[DATA]
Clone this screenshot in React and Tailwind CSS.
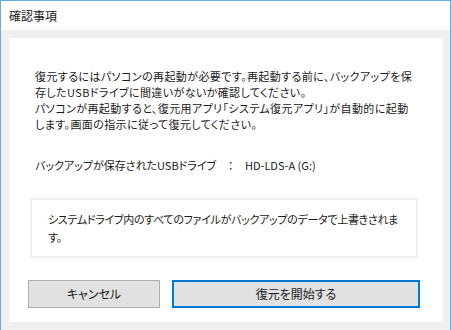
export default function App() {
  return (
    <div className="w-[451px] h-[330px] flex flex-col border-l border-t border-r border-[#62adf0] font-['Noto_Sans_CJK_JP',sans-serif] text-[#1a1a1a] [font-feature-settings:'palt'] overflow-hidden">
      {/* タイトルバー */}
      <div className="h-[29px] bg-white flex items-center pl-[8px] text-[12px]">確認事項</div>

      <div className="flex-1 bg-[#f0f0f0] pt-[8px] pl-[8px] pr-[7px] pb-[8px]">
        <div className="h-[284px] bg-white flex flex-col text-[11px]">
          <p className="pt-[30px] pl-[26px] leading-[16px] whitespace-nowrap tracking-[0.4px]">
            復元するにはパソコンの再起動が必要です。再起動する前に、バックアップを保<br />
            存したUSBドライブに間違いがないか確認してください。<br />
            パソコンが再起動すると、復元用アプリ「システム復元アプリ」が自動的に起動<br />
            します。画面の指示に従って復元してください。
          </p>

          <div className="mt-[25px] pl-[26px] flex leading-[16px] whitespace-nowrap">
            <span className="w-[193px] shrink-0">バックアップが保存されたUSBドライブ</span>
            <span className="w-[17px] shrink-0">：</span>
            <span>HD-LDS-A (G:)</span>
          </div>

          <div className="mt-[25px] ml-[21px] mr-[25px] h-[60px] border-2 border-[#f0f0f0] pt-[10px] pl-[16px] leading-[18px] whitespace-nowrap tracking-[-0.3px]">
            システムドライブ内のすべてのファイルがバックアップのデータで上書きされま<br />
            す。
          </div>

          <div className="mt-[22px] pl-[19px] flex gap-[12px]">
            <button className="w-[132px] h-[28px] bg-[#e1e1e1] border border-[#adadad] text-[12px] flex items-center justify-center">
              キャンセル
            </button>
            <button className="w-[248px] h-[28px] bg-[#e1e1e1] border-2 border-[#0078d7] text-[12px] flex items-center justify-center">
              復元を開始する
            </button>
          </div>
        </div>
      </div>
    </div>
  )
}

[EXERCISE]
Print each line of the material above exactly, with the pictures removed from your copy.

[FINAL RESULT]
Clone this screenshot in React and Tailwind CSS.
export default function App() {
  return (
    <div className="w-[451px] h-[330px] flex flex-col border-l border-t border-r border-[#62adf0] font-['Noto_Sans_CJK_JP',sans-serif] text-[#1a1a1a] [font-feature-settings:'palt'] overflow-hidden">
      {/* タイトルバー */}
      <div className="h-[29px] bg-white flex items-center pl-[8px] text-[12px]">確認事項</div>

      <div className="flex-1 bg-[#f0f0f0] pt-[8px] pl-[8px] pr-[7px] pb-[8px]">
        <div className="h-[284px] bg-white flex flex-col text-[11px]">
          <p className="pt-[30px] pl-[26px] leading-[16px] whitespace-nowrap tracking-[0.4px]">
            復元するにはパソコンの再起動が必要です。再起動する前に、バックアップを保<br />
            存したUSBドライブに間違いがないか確認してください。<br />
            パソコンが再起動すると、復元用アプリ「システム復元アプリ」が自動的に起動<br />
            します。画面の指示に従って復元してください。
          </p>

          <div className="mt-[25px] pl-[26px] flex leading-[16px] whitespace-nowrap">
            <span className="w-[193px] shrink-0">バックアップが保存されたUSBドライブ</span>
            <span className="w-[17px] shrink-0">：</span>
            <span>HD-LDS-A (G:)</span>
          </div>

          <div className="mt-[25px] ml-[21px] mr-[25px] h-[60px] border-2 border-[#f0f0f0] pt-[10px] pl-[16px] leading-[18px] whitespace-nowrap tracking-[-0.3px]">
            システムドライブ内のすべてのファイルがバックアップのデータで上書きされま<br />
            す。
          </div>

          <div className="mt-[22px] pl-[19px] flex gap-[12px]">
            <button className="w-[132px] h-[28px] bg-[#e1e1e1] border border-[#adadad] text-[12px] flex items-center justify-center">
              キャンセル
            </button>
            <button className="w-[248px] h-[28px] bg-[#e1e1e1] border-2 border-[#0078d7] text-[12px] flex items-center justify-center">
              復元を開始する
            </button>
          </div>
        </div>
      </div>
    </div>
  )
}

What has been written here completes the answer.